Sure. Thank you, Daniel. I really appreciate it. It's great to speak with you today. Yeah, so our capital allocation strategy, which we announced right around the time I joined the company in 2018 – It really has four pillars, strengthening and investing for growth in our leaf tobacco business, increasing our strong dividend, and exploring growth opportunities for our plant-based ingredients business. And then finally, returning excess capital through share repurchases. So that strategy hasn't changed. It's still consistent. As far as the dividend goes, we are a strong cash generating company and our dividend payout ratio on our reported net income this year is over 100%. But if you look back kind of over the last five years on an adjusted net income basis, it's been below 75%. So we feel really good about our positioning and our ability to continue to fund the dividend going forward. You know, that said, our board certainly reviews and management with the board reviews our capital allocation strategy regularly and, you know, could make decisions based on new information that comes along. But as we sit here now, we see no change. And from the ingredients kind of M&A strategy standpoint, no change there. We have not acquired any businesses since Shanks in 2021. We've invested in organic growth. We are now in kind of the phase of realizing the returns on that investment and earning the right for future growth. And so as we kind of pull through this current expansion at Shanks and get new volumes through that facility to really leverage the cost structure that we have in place and the R&D and commercial people that we put in place, that's our focus now. And once we achieve that, we will feedback in and investing in new opportunities for growth.
Daniel, if I can add on to that, in particular, the top of our priorities, which is investing in our tobacco business, you know, we've got such a strong tobacco business. And even this year, you know, if you take away the write-downs, primarily the dark air cured non-wrapper write-downs, the rest of the business performed really well. And our tobacco business is so strong. We see lots of opportunities in terms of market share growth, volume growth, other opportunities for services that we see lots of opportunities to continue to invest in tobacco. At the same time, we're absolutely committed to investing in what we need to grow ingredients as well. So our capital allocation strategy hasn't changed. I don't see it changing. Because I think it's the right strategy for us to grow the company as a whole, but both sides really have good opportunities going forward. I'm really happy with the priorities that we have in continuing to invest in tobacco.
Steve, seeing that you, you know, came to Universal at the beginning of the rollout with ingredients and where you are now, can you, and you talked about this a little bit in the prepared remarks, but Could you just kind of talk us through what that experience has shown you and prepared you and how you think you will use that in the CFO role and then maybe how that, you know, how you incorporate that view into the long-term value proposition of the ingredients platform that some other people like us may not have a view on?

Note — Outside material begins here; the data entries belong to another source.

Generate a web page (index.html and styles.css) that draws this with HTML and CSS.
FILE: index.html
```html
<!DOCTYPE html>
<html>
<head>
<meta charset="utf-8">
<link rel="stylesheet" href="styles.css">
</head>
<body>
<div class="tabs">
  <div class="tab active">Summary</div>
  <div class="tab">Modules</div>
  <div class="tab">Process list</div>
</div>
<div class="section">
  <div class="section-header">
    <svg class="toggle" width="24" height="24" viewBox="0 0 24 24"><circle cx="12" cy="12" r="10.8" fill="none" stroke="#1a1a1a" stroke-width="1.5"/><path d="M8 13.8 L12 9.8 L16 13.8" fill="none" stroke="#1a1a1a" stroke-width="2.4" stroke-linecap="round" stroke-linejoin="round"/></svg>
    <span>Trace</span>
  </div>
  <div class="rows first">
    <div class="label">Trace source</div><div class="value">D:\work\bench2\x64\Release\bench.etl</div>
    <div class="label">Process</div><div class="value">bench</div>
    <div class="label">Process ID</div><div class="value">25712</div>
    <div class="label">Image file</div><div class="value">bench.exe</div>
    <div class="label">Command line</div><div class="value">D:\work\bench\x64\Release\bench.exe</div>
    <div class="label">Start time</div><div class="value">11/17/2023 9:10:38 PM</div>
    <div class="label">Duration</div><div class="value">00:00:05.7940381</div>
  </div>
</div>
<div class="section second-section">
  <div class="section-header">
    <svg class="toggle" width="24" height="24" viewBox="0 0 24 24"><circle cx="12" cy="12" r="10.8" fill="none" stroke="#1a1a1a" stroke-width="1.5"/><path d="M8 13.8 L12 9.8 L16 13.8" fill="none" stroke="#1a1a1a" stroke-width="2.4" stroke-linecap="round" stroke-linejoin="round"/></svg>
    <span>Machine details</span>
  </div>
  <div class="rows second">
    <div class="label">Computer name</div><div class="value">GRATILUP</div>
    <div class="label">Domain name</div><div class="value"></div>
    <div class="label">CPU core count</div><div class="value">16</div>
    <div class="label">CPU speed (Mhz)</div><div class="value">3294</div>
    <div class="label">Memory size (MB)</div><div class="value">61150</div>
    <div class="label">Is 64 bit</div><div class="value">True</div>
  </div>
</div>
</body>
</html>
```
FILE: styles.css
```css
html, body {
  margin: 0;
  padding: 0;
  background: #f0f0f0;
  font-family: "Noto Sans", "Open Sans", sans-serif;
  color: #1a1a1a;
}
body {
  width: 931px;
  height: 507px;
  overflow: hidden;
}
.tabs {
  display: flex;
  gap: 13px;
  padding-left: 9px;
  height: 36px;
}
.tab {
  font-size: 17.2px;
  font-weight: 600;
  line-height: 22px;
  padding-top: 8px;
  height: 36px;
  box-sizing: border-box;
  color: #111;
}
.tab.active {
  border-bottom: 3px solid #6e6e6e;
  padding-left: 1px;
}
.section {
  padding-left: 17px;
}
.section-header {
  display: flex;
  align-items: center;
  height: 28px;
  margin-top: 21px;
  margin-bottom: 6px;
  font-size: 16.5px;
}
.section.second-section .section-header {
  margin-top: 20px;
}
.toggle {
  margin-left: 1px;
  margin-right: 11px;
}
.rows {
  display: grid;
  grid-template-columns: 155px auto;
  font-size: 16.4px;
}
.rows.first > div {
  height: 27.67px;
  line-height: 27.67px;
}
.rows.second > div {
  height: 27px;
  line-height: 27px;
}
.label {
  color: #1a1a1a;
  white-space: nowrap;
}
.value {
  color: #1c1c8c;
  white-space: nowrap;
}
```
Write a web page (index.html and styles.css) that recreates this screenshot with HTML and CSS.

Yes. So, I mean, coming in to the role, As a public company CFO, you know, my number one priority is to maximize long-term shareholder value by driving profitable growth, securing strict regulatory compliance, and optimizing capital allocation. So I think achieving that falls into kind of four main categories, all that are underpinned by human capital management. First is on financial stewardship. So I must continue to build on the strong culture that we have here at Universal around compliance, financial reporting, tax, audit, all the nuts and bolts of finance. Second is kind of taking that to the next level around financial excellence. So this is about continuous improvement. All the areas like budgeting, forecasting, capital structure optimization, tax strategies, cost management, capital decision-making. And in order to do all of this, we just need to make sure, I need to make sure that we have the right people and the right systems and tools in place to achieve that. Third is around supporting Creston and the board on executing the strategy that we've decided upon and maximizing in the four areas that I just talked about, maximizing and optimizing tobacco, growing ingredients, strengthening for the future, and committing to the dividends. And so this includes not only ensuring that the strategy and vision flow through the finance organization, but partnering with the other resource groups and operations around the world to make that happen. And that kind of brings it to the fourth and final category of telling the story around the strategy. So Universal, I believe, is uniquely positioned in the agri-product space as a market-leading leaf tobacco processor. We have over 100 years of proven performance combined with the developing and ingredients business position for long-term growth and value creation. And I'm excited to engage with potential investors and other external shareholders to tell that story.
With no further questions, that concludes our Q&A session. I will now turn the conference back over to Preston Wigner for closing remarks.
Thank you, J.O. Thank you for joining our call today. We look forward to speaking with you during our fiscal year 2027 first quarter call in the coming months.
This concludes today's conference call. You may now disconnect.